→ **SUPPLIED INFORMATION**:
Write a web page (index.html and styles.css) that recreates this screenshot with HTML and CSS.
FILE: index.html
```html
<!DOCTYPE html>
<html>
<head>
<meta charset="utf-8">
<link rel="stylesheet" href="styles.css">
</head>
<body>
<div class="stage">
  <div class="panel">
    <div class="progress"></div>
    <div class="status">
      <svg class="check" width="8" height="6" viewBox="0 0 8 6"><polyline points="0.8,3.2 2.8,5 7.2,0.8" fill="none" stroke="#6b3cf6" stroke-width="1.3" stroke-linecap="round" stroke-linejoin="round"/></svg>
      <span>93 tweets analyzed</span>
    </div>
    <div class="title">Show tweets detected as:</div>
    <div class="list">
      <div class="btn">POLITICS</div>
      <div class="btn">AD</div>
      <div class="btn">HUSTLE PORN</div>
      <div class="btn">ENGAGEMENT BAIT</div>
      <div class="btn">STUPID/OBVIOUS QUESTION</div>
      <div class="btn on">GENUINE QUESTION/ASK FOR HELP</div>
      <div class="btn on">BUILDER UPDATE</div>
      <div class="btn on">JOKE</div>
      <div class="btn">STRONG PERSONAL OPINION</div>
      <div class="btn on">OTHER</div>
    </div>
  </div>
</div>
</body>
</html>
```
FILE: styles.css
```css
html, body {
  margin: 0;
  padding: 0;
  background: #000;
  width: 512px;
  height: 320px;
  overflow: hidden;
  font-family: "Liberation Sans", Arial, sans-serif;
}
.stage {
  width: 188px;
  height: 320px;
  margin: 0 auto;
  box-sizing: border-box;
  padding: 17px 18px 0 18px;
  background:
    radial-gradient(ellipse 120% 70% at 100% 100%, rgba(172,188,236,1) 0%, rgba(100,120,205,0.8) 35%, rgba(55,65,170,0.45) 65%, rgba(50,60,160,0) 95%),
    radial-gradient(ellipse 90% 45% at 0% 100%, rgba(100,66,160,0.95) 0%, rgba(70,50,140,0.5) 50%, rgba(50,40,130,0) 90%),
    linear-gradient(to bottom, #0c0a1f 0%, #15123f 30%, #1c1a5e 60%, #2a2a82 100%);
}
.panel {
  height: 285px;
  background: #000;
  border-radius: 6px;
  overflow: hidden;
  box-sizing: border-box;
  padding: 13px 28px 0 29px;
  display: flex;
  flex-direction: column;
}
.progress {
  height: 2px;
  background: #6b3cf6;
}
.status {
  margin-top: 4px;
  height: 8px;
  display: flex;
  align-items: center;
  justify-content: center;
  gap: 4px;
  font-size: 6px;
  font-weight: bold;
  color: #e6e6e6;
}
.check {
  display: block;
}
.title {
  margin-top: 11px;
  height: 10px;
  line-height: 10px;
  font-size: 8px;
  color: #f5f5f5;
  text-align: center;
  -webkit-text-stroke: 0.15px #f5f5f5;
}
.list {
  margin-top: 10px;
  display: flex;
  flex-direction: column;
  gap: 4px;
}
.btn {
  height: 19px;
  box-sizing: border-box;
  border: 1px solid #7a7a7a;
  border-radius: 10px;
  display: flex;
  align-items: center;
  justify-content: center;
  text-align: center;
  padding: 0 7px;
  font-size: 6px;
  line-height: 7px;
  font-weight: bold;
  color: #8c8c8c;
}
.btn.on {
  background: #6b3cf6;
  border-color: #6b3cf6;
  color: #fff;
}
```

→ **YOUR TASK**:
Extract the full listing above without altering anything.

→ **EXERCISE ANSWER**:
Write a web page (index.html and styles.css) that recreates this screenshot with HTML and CSS.
FILE: index.html
```html
<!DOCTYPE html>
<html>
<head>
<meta charset="utf-8">
<link rel="stylesheet" href="styles.css">
</head>
<body>
<div class="stage">
  <div class="panel">
    <div class="progress"></div>
    <div class="status">
      <svg class="check" width="8" height="6" viewBox="0 0 8 6"><polyline points="0.8,3.2 2.8,5 7.2,0.8" fill="none" stroke="#6b3cf6" stroke-width="1.3" stroke-linecap="round" stroke-linejoin="round"/></svg>
      <span>93 tweets analyzed</span>
    </div>
    <div class="title">Show tweets detected as:</div>
    <div class="list">
      <div class="btn">POLITICS</div>
      <div class="btn">AD</div>
      <div class="btn">HUSTLE PORN</div>
      <div class="btn">ENGAGEMENT BAIT</div>
      <div class="btn">STUPID/OBVIOUS QUESTION</div>
      <div class="btn on">GENUINE QUESTION/ASK FOR HELP</div>
      <div class="btn on">BUILDER UPDATE</div>
      <div class="btn on">JOKE</div>
      <div class="btn">STRONG PERSONAL OPINION</div>
      <div class="btn on">OTHER</div>
    </div>
  </div>
</div>
</body>
</html>
```
FILE: styles.css
```css
html, body {
  margin: 0;
  padding: 0;
  background: #000;
  width: 512px;
  height: 320px;
  overflow: hidden;
  font-family: "Liberation Sans", Arial, sans-serif;
}
.stage {
  width: 188px;
  height: 320px;
  margin: 0 auto;
  box-sizing: border-box;
  padding: 17px 18px 0 18px;
  background:
    radial-gradient(ellipse 120% 70% at 100% 100%, rgba(172,188,236,1) 0%, rgba(100,120,205,0.8) 35%, rgba(55,65,170,0.45) 65%, rgba(50,60,160,0) 95%),
    radial-gradient(ellipse 90% 45% at 0% 100%, rgba(100,66,160,0.95) 0%, rgba(70,50,140,0.5) 50%, rgba(50,40,130,0) 90%),
    linear-gradient(to bottom, #0c0a1f 0%, #15123f 30%, #1c1a5e 60%, #2a2a82 100%);
}
.panel {
  height: 285px;
  background: #000;
  border-radius: 6px;
  overflow: hidden;
  box-sizing: border-box;
  padding: 13px 28px 0 29px;
  display: flex;
  flex-direction: column;
}
.progress {
  height: 2px;
  background: #6b3cf6;
}
.status {
  margin-top: 4px;
  height: 8px;
  display: flex;
  align-items: center;
  justify-content: center;
  gap: 4px;
  font-size: 6px;
  font-weight: bold;
  color: #e6e6e6;
}
.check {
  display: block;
}
.title {
  margin-top: 11px;
  height: 10px;
  line-height: 10px;
  font-size: 8px;
  color: #f5f5f5;
  text-align: center;
  -webkit-text-stroke: 0.15px #f5f5f5;
}
.list {
  margin-top: 10px;
  display: flex;
  flex-direction: column;
  gap: 4px;
}
.btn {
  height: 19px;
  box-sizing: border-box;
  border: 1px solid #7a7a7a;
  border-radius: 10px;
  display: flex;
  align-items: center;
  justify-content: center;
  text-align: center;
  padding: 0 7px;
  font-size: 6px;
  line-height: 7px;
  font-weight: bold;
  color: #8c8c8c;
}
.btn.on {
  background: #6b3cf6;
  border-color: #6b3cf6;
  color: #fff;
}
```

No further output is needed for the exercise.